Do I need you to understand my logic? No. Do I need to acquire your consent? No. 

So, as I was writing these lines, I decided to not take down my 對聯 and just let it be there, to be the candy of eye. 

And oh, Americans, you all should be so much better than putting everyone and everything in boxes, like what the Chinese news is propagating to whoever is listening. Just show more respect, show more love, show that you are determined to be color blind.

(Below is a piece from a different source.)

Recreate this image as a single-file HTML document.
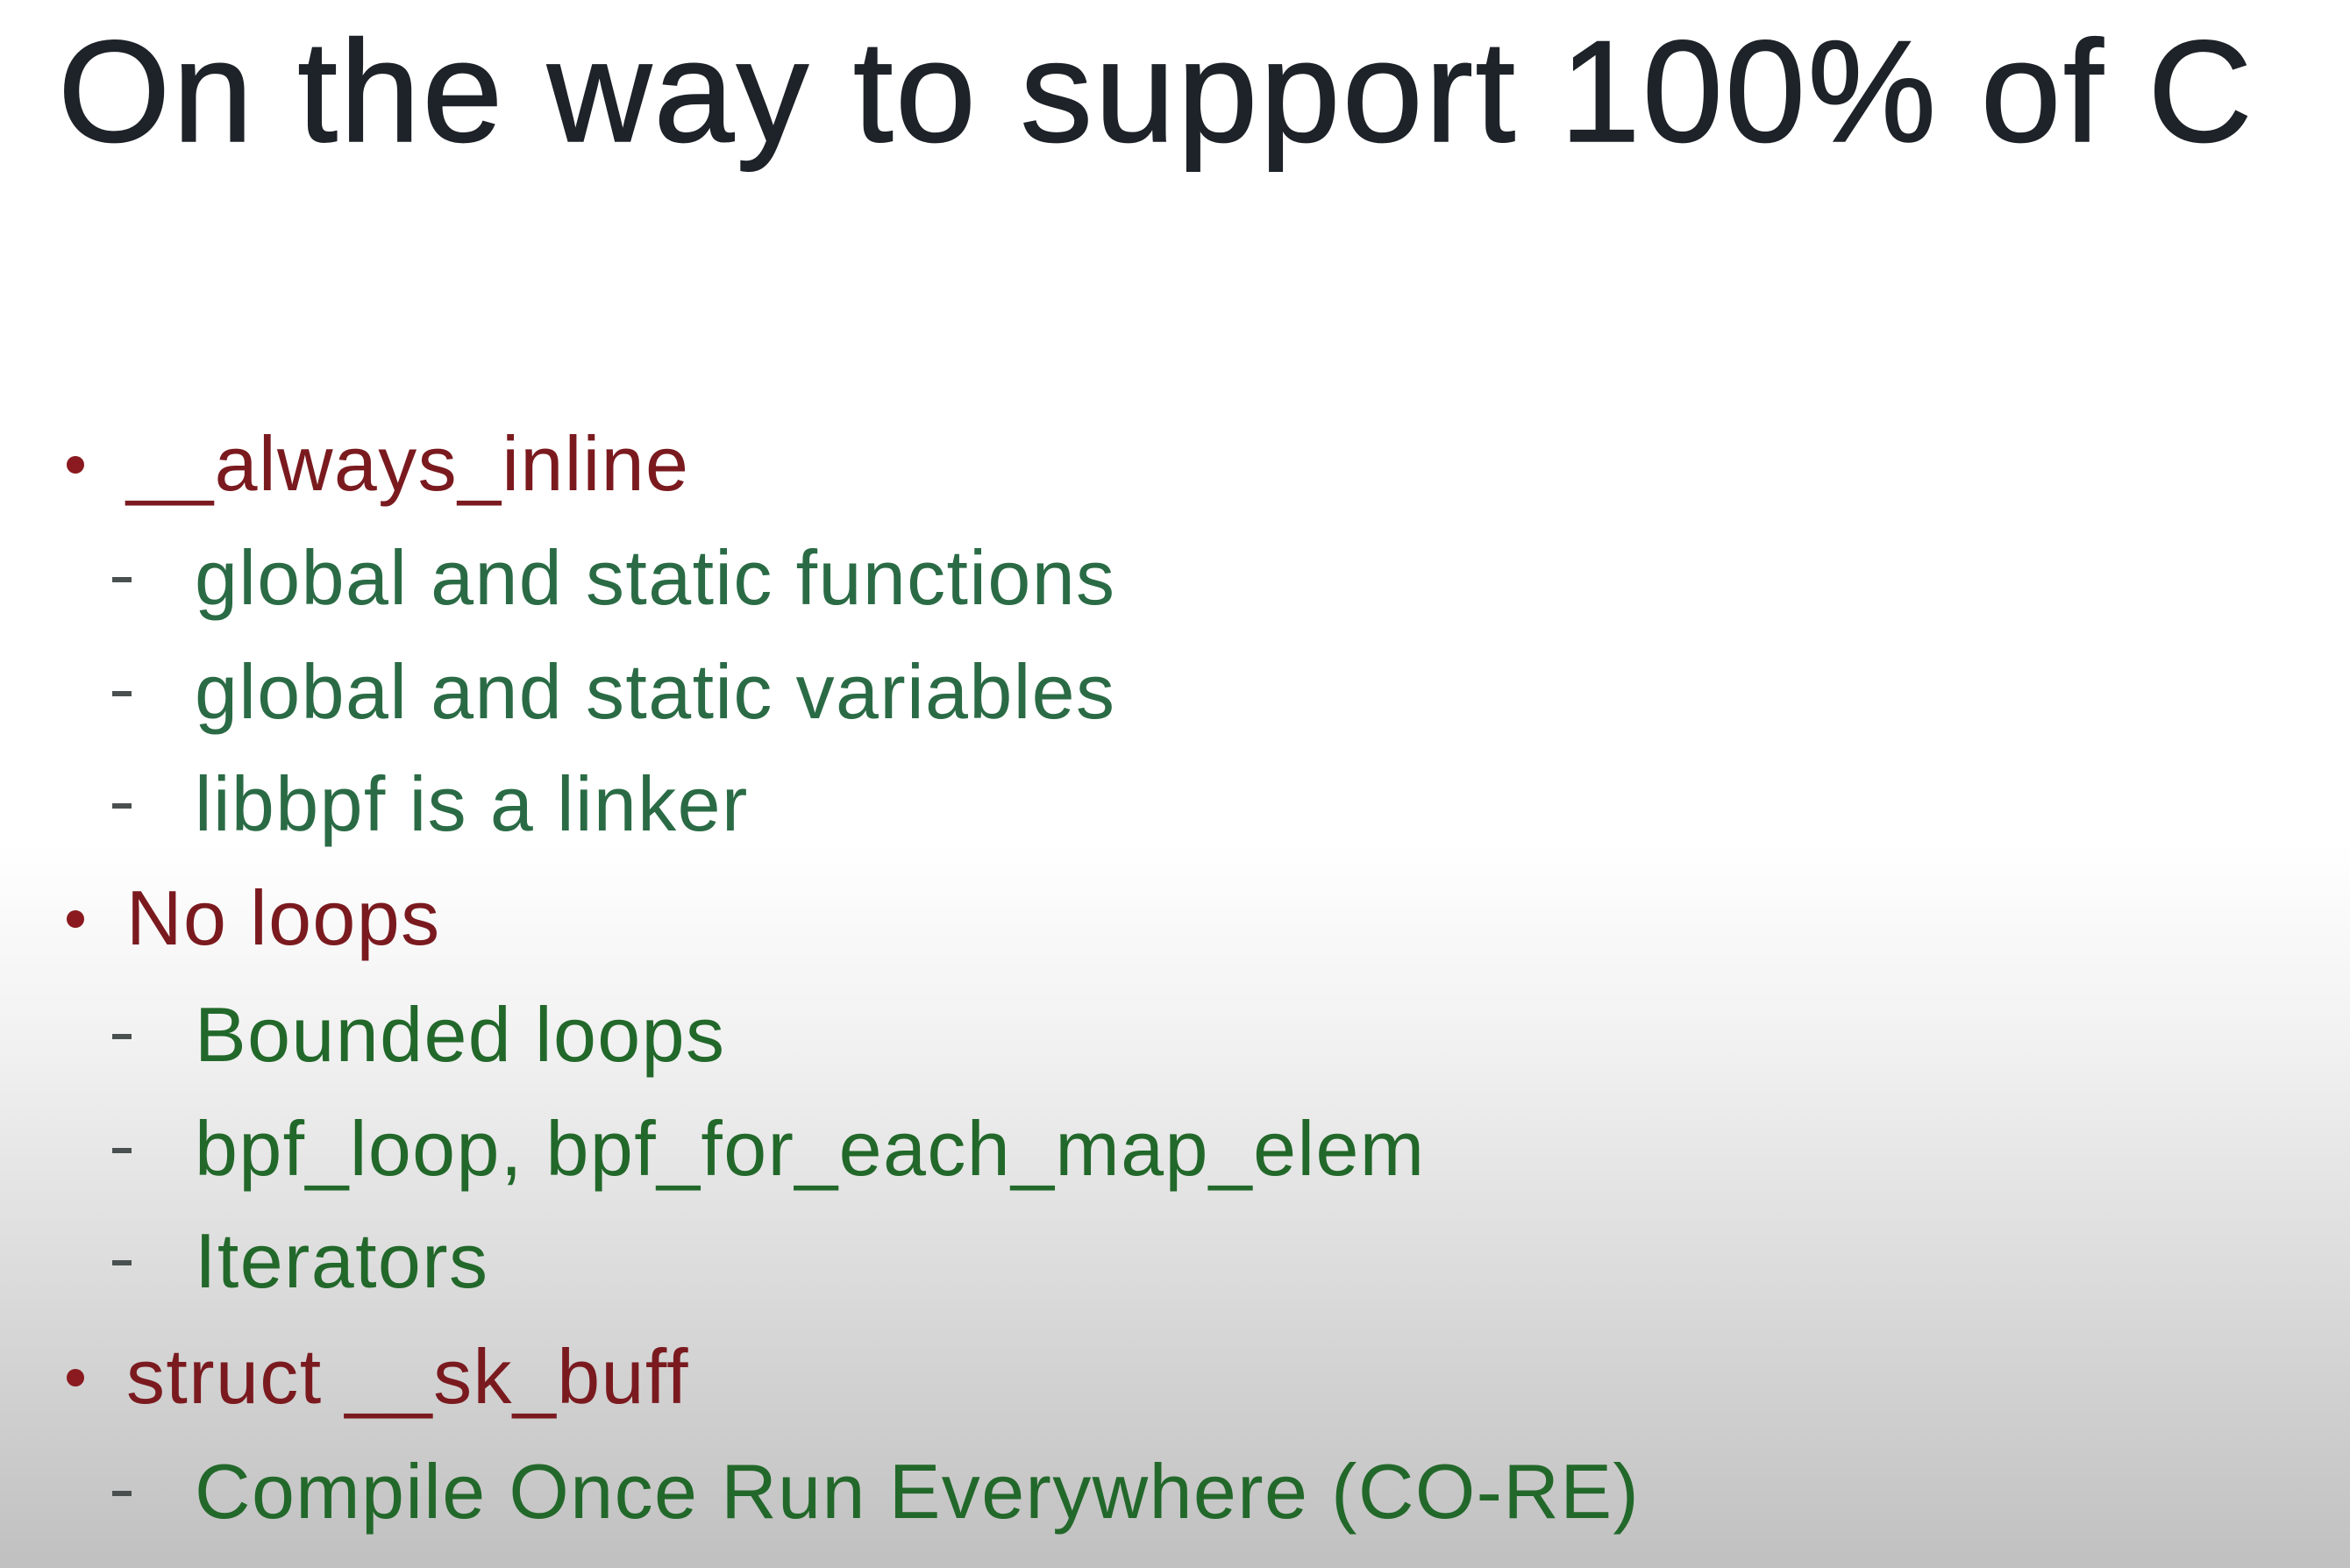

With a smile and helping hand, you will always get a smile and helping hand back.




**
April 2nd, 2021

In this small group of children, you can find every race and color, a lot of them have two or more colors in them already. 

They all blend in perfectly fine with each other, it's so natural that nobody ever has questions about their skin color. 

This is what real rainbow looks like, this is what real America should be.




**
April 4th, 2021

Every being that came to exist, either a civilization, a culture, a religion, an era, or an individual, the core drive for it to bloom and grow, is Freedom. Freedom, what we human beings have been fighting for from the very beginning; the one word that could define who we are and pretty much summarize whatever values we hold for our existence. 

Don't tell me there are 2000+ years already. 2000 years, merely just a blink in the universe. Without giving it the freedom to breathe, in another blink, everything will vanish without a struggle, without a lament.